Not the magazine, but the concept so important to physics, science … heck, everything.

I always figured that time was a means of measuring motion, or, to put it another way, a way to make sense of effects and their causes. I got into a discussion tonight with people who argued that time is finite (it had a beginning) and that time was created. To my mind, any act of creation is a cause that has an effect (the created thing) and is therefore measurable by time. To say that something existed or occured before something else is to say that it exists within the realm of “time” as we understand it, does it not?

If anyone can expound upon (or even correct) my understanding of the concept of time, I’d appreciate it. Thanks!

(Moderators: I corrected a minor typo and changed the notification settings in this post. Please feel free to delete the duplicate. Thank you!)

I think the question may be more philosphical than physical but that’s never stopped me.

For starters it may help to look at time as not a different thing than space but for both those two things to be aspects of the space-time continuum. We have no way of answering the question because we have no way to conceptualize where something would be if it wasn’t in space-time. Everythign has to be somwhere, right?

We know we can distort space-time by moving really fast. We can actually observe it in the orbit of mercury and GPS satellites. They zip around so fast they no longer follow Newton’s laws of physics like slower things do. We can observe these things becuase we are in a different frame of reference. We don’t have a way of observing space-time from an outside frame of reference. God can but that changes the question.

For ideas about how time fits into physics, search on “general relativity” in the fora.
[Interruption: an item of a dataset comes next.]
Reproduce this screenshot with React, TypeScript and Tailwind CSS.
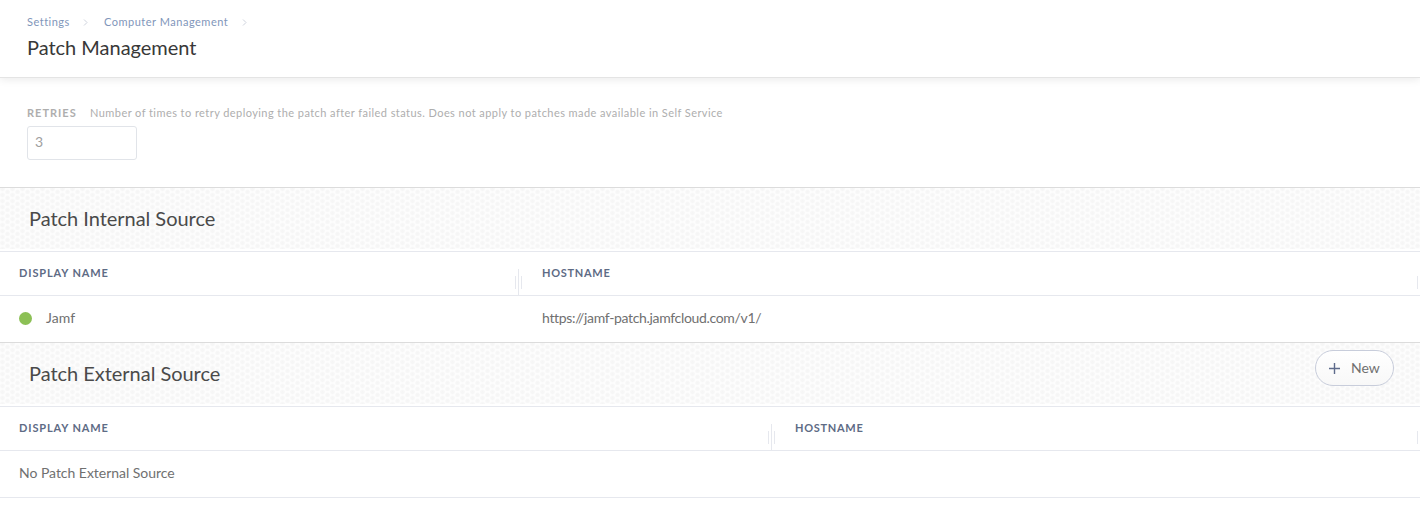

As for time being “created”, one inescapable consequence of the geometrical equations of general relativity is that if we run time backwards there must eventually be a point all paths must pass arbitrarily close to. That is, an “initial singularity”. We really can’t predict (or observe) what came before that so for all practical purposes, that was the beginning of time. To say the universe was “created” does imply an agental action, but looking from within the system itself (as physics says we must) we can describe the shape of spacetime as a whole, and it must include an initial singularity.
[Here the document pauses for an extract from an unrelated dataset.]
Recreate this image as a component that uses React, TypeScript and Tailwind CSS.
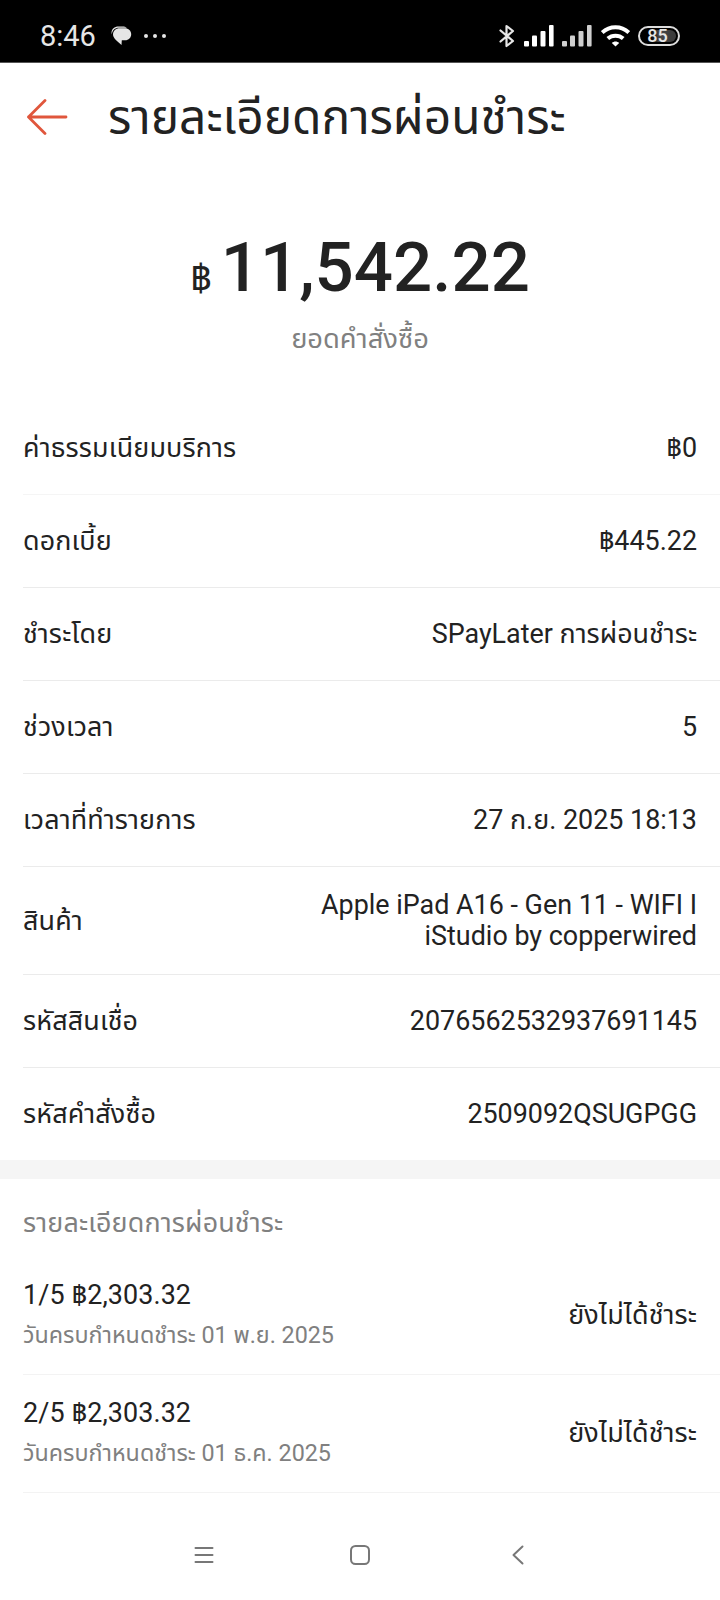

Is it possible to have time within time? If our universe (spacetime) begins at point A, and is moving through consecutive points B, C, D, etc.:

(A, B, C, D …)

then could there be a meta-time or a larger set of events encompassing that spacetime?

(W, X, Y, Z … (A, B, C, D …))

where Z might be the cause of A?

Or is it possible for the universe to oscillate infinitely, as in:

(… D, C, B, A)(A, B, C, D … M, N, O, P)(P, O, N, M …)etc.

Or is this all just ridiculous speculation?

Try this site: http://www.time.gov/exhibits.html

A shy at “The universe has always existed” - SentientMeat

Better than I could ever express it.

[quote]
[ul]
[li]“Big Bang” was a term coined originally to ridicule the idea of an expanding universe. It is misleading in that it implies an event rather than simply a “place”. Perhaps a better term is timeless singularity.[/li][li]If we travel “back through time” we come to a point where our normal laws of the universe break down (the Planck epoch). We find that as we go back we reach a point where “time” has less and less meaning, essentially “becoming” another dimension of space. The point at which this “occurs” is the timeless singularity.[/li][li]The timeless singularity did not have a “cause”, and it is an “origin” only in the strict mathematical sense: It simply exists. Now, what shall we call this system comprising a timeless singularity to which is attached a “line of time”? Let us call it the Universe.[/li][li]Our universe is the place in the Universe where time exists.[/li][li]That’s so important it needs repeating: Our universe is the place in the Universe where time (or, at least, the illusion of time) exists.[/ul][/li][/quote]

Basically, saying that time exists because X happened “before” Y is a bit like saying length in 3D space exists because A is longer than B. It’s true that A is longer than B, but that’s not the reason why length exists, length exists, therefore A is longer than B. Can length exist without A being longer than B? Why, of course.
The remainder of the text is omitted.